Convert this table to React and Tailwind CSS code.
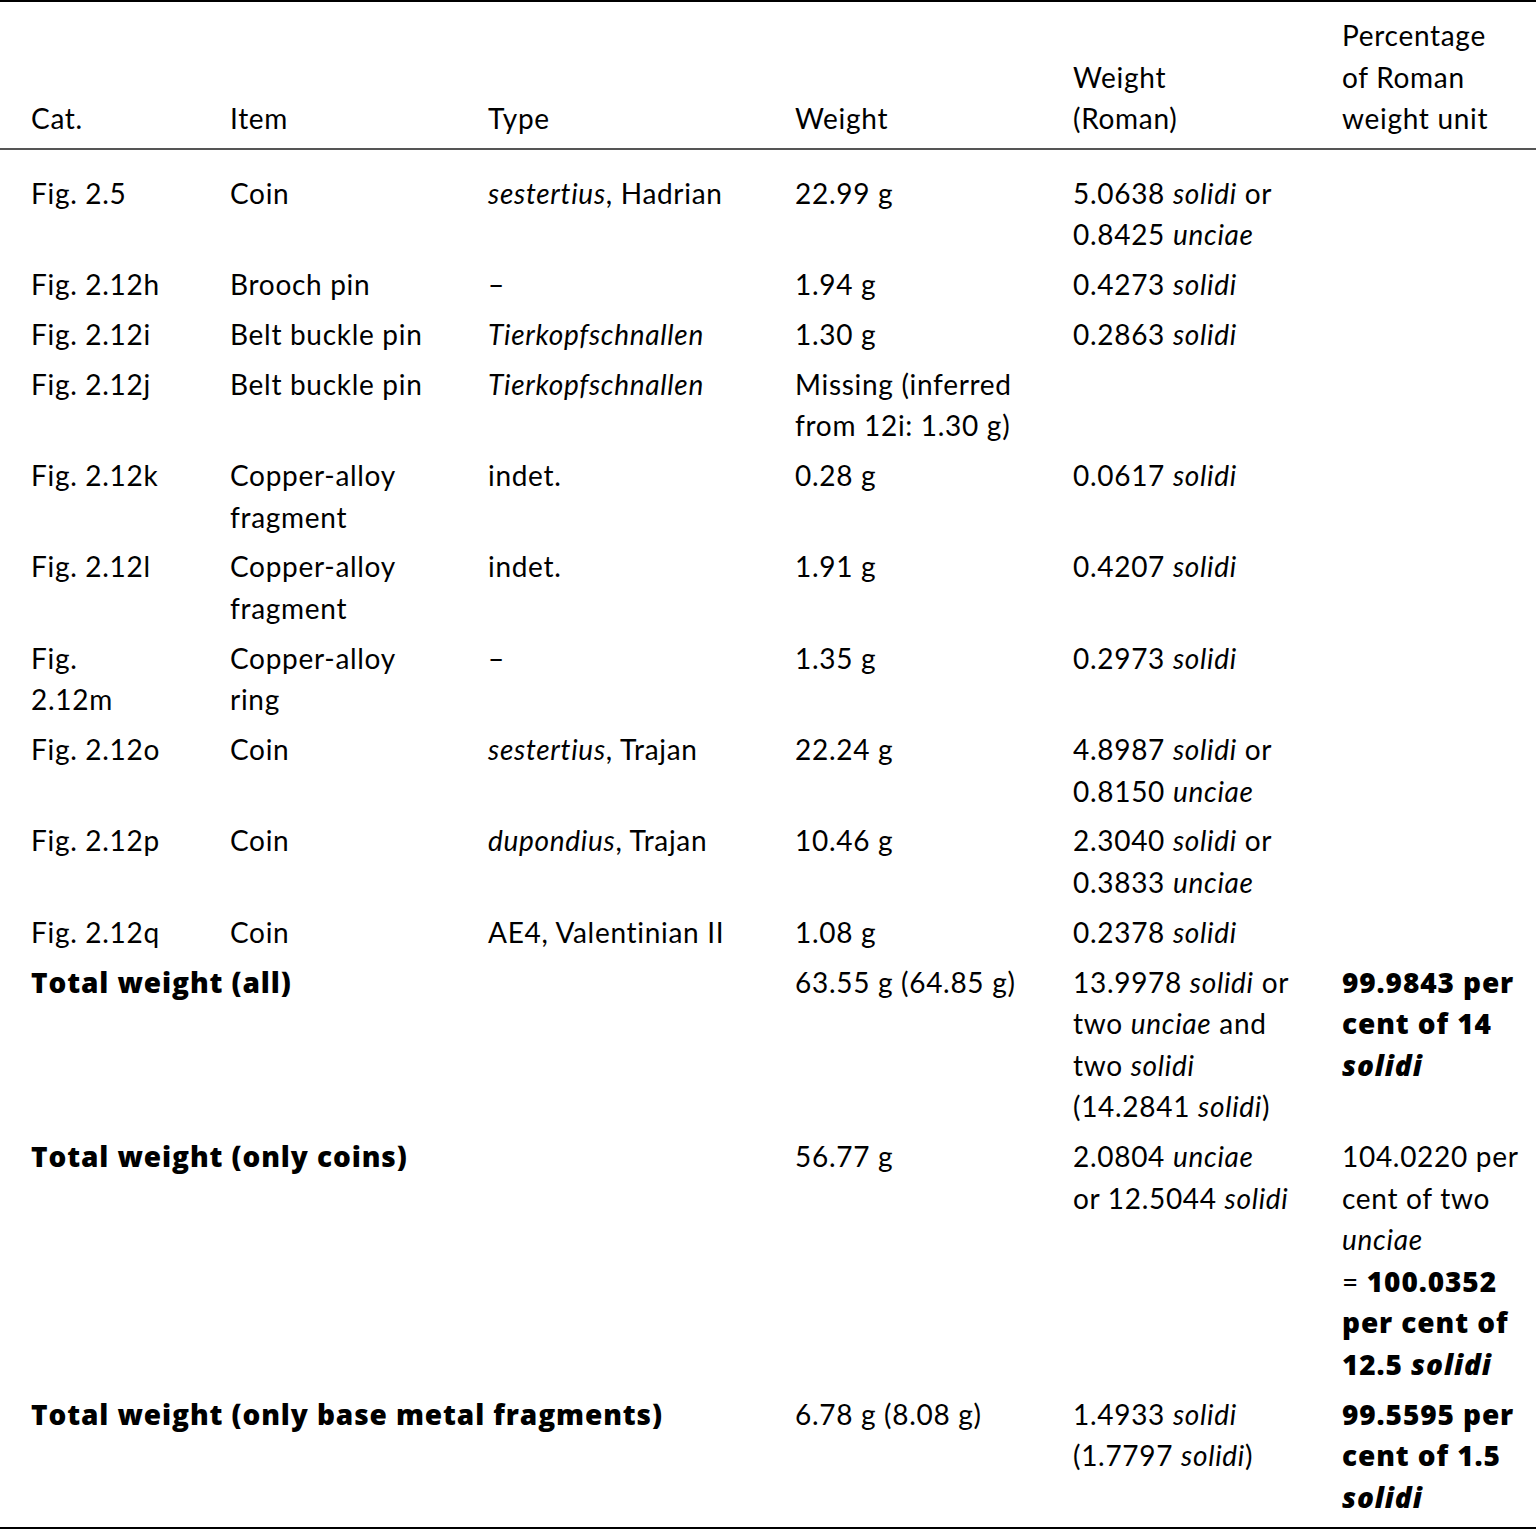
const I = ({ children }) => <em className="italic">{children}</em>;
const B = ({ children }) => (
  <span className="font-extrabold tracking-[0.9px]" style={{ fontFamily: "'Open Sans', Lato, sans-serif" }}>
    {children}
  </span>
);

const rows = [
  { cat: "Fig. 2.5", item: "Coin", type: <><I>sestertius</I>, Hadrian</>, weight: "22.99 g", roman: <>5.0638 <I>solidi</I> or<br />0.8425 <I>unciae</I></> },
  { cat: "Fig. 2.12h", item: "Brooch pin", type: "–", weight: "1.94 g", roman: <>0.4273 <I>solidi</I></> },
  { cat: "Fig. 2.12i", item: "Belt buckle pin", type: <I>Tierkopfschnallen</I>, weight: "1.30 g", roman: <>0.2863 <I>solidi</I></> },
  { cat: "Fig. 2.12j", item: "Belt buckle pin", type: <I>Tierkopfschnallen</I>, weight: <>Missing (inferred<br />from 12i: 1.30 g)</>, roman: "" },
  { cat: "Fig. 2.12k", item: <>Copper-alloy<br />fragment</>, type: "indet.", weight: "0.28 g", roman: <>0.0617 <I>solidi</I></> },
  { cat: "Fig. 2.12l", item: <>Copper-alloy<br />fragment</>, type: "indet.", weight: "1.91 g", roman: <>0.4207 <I>solidi</I></> },
  { cat: <>Fig.<br />2.12m</>, item: <>Copper-alloy<br />ring</>, type: "–", weight: "1.35 g", roman: <>0.2973 <I>solidi</I></> },
  { cat: "Fig. 2.12o", item: "Coin", type: <><I>sestertius</I>, Trajan</>, weight: "22.24 g", roman: <>4.8987 <I>solidi</I> or<br />0.8150 <I>unciae</I></> },
  { cat: "Fig. 2.12p", item: "Coin", type: <><I>dupondius</I>, Trajan</>, weight: "10.46 g", roman: <>2.3040 <I>solidi</I> or<br />0.3833 <I>unciae</I></> },
  { cat: "Fig. 2.12q", item: "Coin", type: "AE4, Valentinian II", weight: "1.08 g", roman: <>0.2378 <I>solidi</I></> },
];

const totals = [
  {
    label: "Total weight (all)",
    weight: "63.55 g (64.85 g)",
    roman: <>13.9978 <I>solidi</I> or<br />two <I>unciae</I> and<br />two <I>solidi</I><br />(14.2841 <I>solidi</I>)</>,
    pct: <B>99.9843 per<br />cent of 14<br /><I>solidi</I></B>,
  },
  {
    label: "Total weight (only coins)",
    weight: "56.77 g",
    roman: <>2.0804 <I>unciae</I><br />or 12.5044 <I>solidi</I></>,
    pct: <>104.0220 per<br />cent of two<br /><I>unciae</I><br />= <B>100.0352<br />per cent of<br />12.5 <I>solidi</I></B></>,
  },
  {
    label: "Total weight (only base metal fragments)",
    weight: "6.78 g (8.08 g)",
    roman: <>1.4933 <I>solidi</I><br />(1.7797 <I>solidi</I>)</>,
    pct: <B>99.5595 per<br />cent of 1.5<br /><I>solidi</I></B>,
  },
];

const cols = "grid grid-cols-[199px_258px_307px_278px_269px_1fr] pl-[31px]";

export default function App() {
  return (
    <div
      className="w-[1536px] bg-white text-black text-[28px] leading-[41.55px] tracking-[0.7px] whitespace-nowrap"
      style={{ fontFamily: "Lato, 'Noto Sans', sans-serif" }}
    >
      <div className="border-t-2 border-black">
        {/* header */}
        <div className={`${cols} items-end pt-[13px] pb-[8px] border-b-2 border-[#555]`}>
          <div>Cat.</div>
          <div>Item</div>
          <div>Type</div>
          <div>Weight</div>
          <div>Weight<br />(Roman)</div>
          <div>Percentage<br />of Roman<br />weight unit</div>
        </div>

        {/* body */}
        <div className="flex flex-col gap-[8.27px] pt-[23px] pb-[9px] border-b-2 border-black">
          {rows.map((r, i) => (
            <div key={i} className={cols}>
              <div>{r.cat}</div>
              <div>{r.item}</div>
              <div>{r.type}</div>
              <div>{r.weight}</div>
              <div>{r.roman}</div>
              <div />
            </div>
          ))}
          {totals.map((t, i) => (
            <div key={i} className={cols}>
              <div className="col-span-3">
                <B>{t.label}</B>
              </div>
              <div>{t.weight}</div>
              <div>{t.roman}</div>
              <div>{t.pct}</div>
            </div>
          ))}
        </div>
      </div>
    </div>
  );
}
┄┄┄┄┄┄┄┄┄┄
▶ To do
Repeat the data exactly, excluding the pictures.

▶ Answer to this exercise
Convert this table to React and Tailwind CSS code.
const I = ({ children }) => <em className="italic">{children}</em>;
const B = ({ children }) => (
  <span className="font-extrabold tracking-[0.9px]" style={{ fontFamily: "'Open Sans', Lato, sans-serif" }}>
    {children}
  </span>
);

const rows = [
  { cat: "Fig. 2.5", item: "Coin", type: <><I>sestertius</I>, Hadrian</>, weight: "22.99 g", roman: <>5.0638 <I>solidi</I> or<br />0.8425 <I>unciae</I></> },
  { cat: "Fig. 2.12h", item: "Brooch pin", type: "–", weight: "1.94 g", roman: <>0.4273 <I>solidi</I></> },
  { cat: "Fig. 2.12i", item: "Belt buckle pin", type: <I>Tierkopfschnallen</I>, weight: "1.30 g", roman: <>0.2863 <I>solidi</I></> },
  { cat: "Fig. 2.12j", item: "Belt buckle pin", type: <I>Tierkopfschnallen</I>, weight: <>Missing (inferred<br />from 12i: 1.30 g)</>, roman: "" },
  { cat: "Fig. 2.12k", item: <>Copper-alloy<br />fragment</>, type: "indet.", weight: "0.28 g", roman: <>0.0617 <I>solidi</I></> },
  { cat: "Fig. 2.12l", item: <>Copper-alloy<br />fragment</>, type: "indet.", weight: "1.91 g", roman: <>0.4207 <I>solidi</I></> },
  { cat: <>Fig.<br />2.12m</>, item: <>Copper-alloy<br />ring</>, type: "–", weight: "1.35 g", roman: <>0.2973 <I>solidi</I></> },
  { cat: "Fig. 2.12o", item: "Coin", type: <><I>sestertius</I>, Trajan</>, weight: "22.24 g", roman: <>4.8987 <I>solidi</I> or<br />0.8150 <I>unciae</I></> },
  { cat: "Fig. 2.12p", item: "Coin", type: <><I>dupondius</I>, Trajan</>, weight: "10.46 g", roman: <>2.3040 <I>solidi</I> or<br />0.3833 <I>unciae</I></> },
  { cat: "Fig. 2.12q", item: "Coin", type: "AE4, Valentinian II", weight: "1.08 g", roman: <>0.2378 <I>solidi</I></> },
];

const totals = [
  {
    label: "Total weight (all)",
    weight: "63.55 g (64.85 g)",
    roman: <>13.9978 <I>solidi</I> or<br />two <I>unciae</I> and<br />two <I>solidi</I><br />(14.2841 <I>solidi</I>)</>,
    pct: <B>99.9843 per<br />cent of 14<br /><I>solidi</I></B>,
  },
  {
    label: "Total weight (only coins)",
    weight: "56.77 g",
    roman: <>2.0804 <I>unciae</I><br />or 12.5044 <I>solidi</I></>,
    pct: <>104.0220 per<br />cent of two<br /><I>unciae</I><br />= <B>100.0352<br />per cent of<br />12.5 <I>solidi</I></B></>,
  },
  {
    label: "Total weight (only base metal fragments)",
    weight: "6.78 g (8.08 g)",
    roman: <>1.4933 <I>solidi</I><br />(1.7797 <I>solidi</I>)</>,
    pct: <B>99.5595 per<br />cent of 1.5<br /><I>solidi</I></B>,
  },
];

const cols = "grid grid-cols-[199px_258px_307px_278px_269px_1fr] pl-[31px]";

export default function App() {
  return (
    <div
      className="w-[1536px] bg-white text-black text-[28px] leading-[41.55px] tracking-[0.7px] whitespace-nowrap"
      style={{ fontFamily: "Lato, 'Noto Sans', sans-serif" }}
    >
      <div className="border-t-2 border-black">
        {/* header */}
        <div className={`${cols} items-end pt-[13px] pb-[8px] border-b-2 border-[#555]`}>
          <div>Cat.</div>
          <div>Item</div>
          <div>Type</div>
          <div>Weight</div>
          <div>Weight<br />(Roman)</div>
          <div>Percentage<br />of Roman<br />weight unit</div>
        </div>

        {/* body */}
        <div className="flex flex-col gap-[8.27px] pt-[23px] pb-[9px] border-b-2 border-black">
          {rows.map((r, i) => (
            <div key={i} className={cols}>
              <div>{r.cat}</div>
              <div>{r.item}</div>
              <div>{r.type}</div>
              <div>{r.weight}</div>
              <div>{r.roman}</div>
              <div />
            </div>
          ))}
          {totals.map((t, i) => (
            <div key={i} className={cols}>
              <div className="col-span-3">
                <B>{t.label}</B>
              </div>
              <div>{t.weight}</div>
              <div>{t.roman}</div>
              <div>{t.pct}</div>
            </div>
          ))}
        </div>
      </div>
    </div>
  );
}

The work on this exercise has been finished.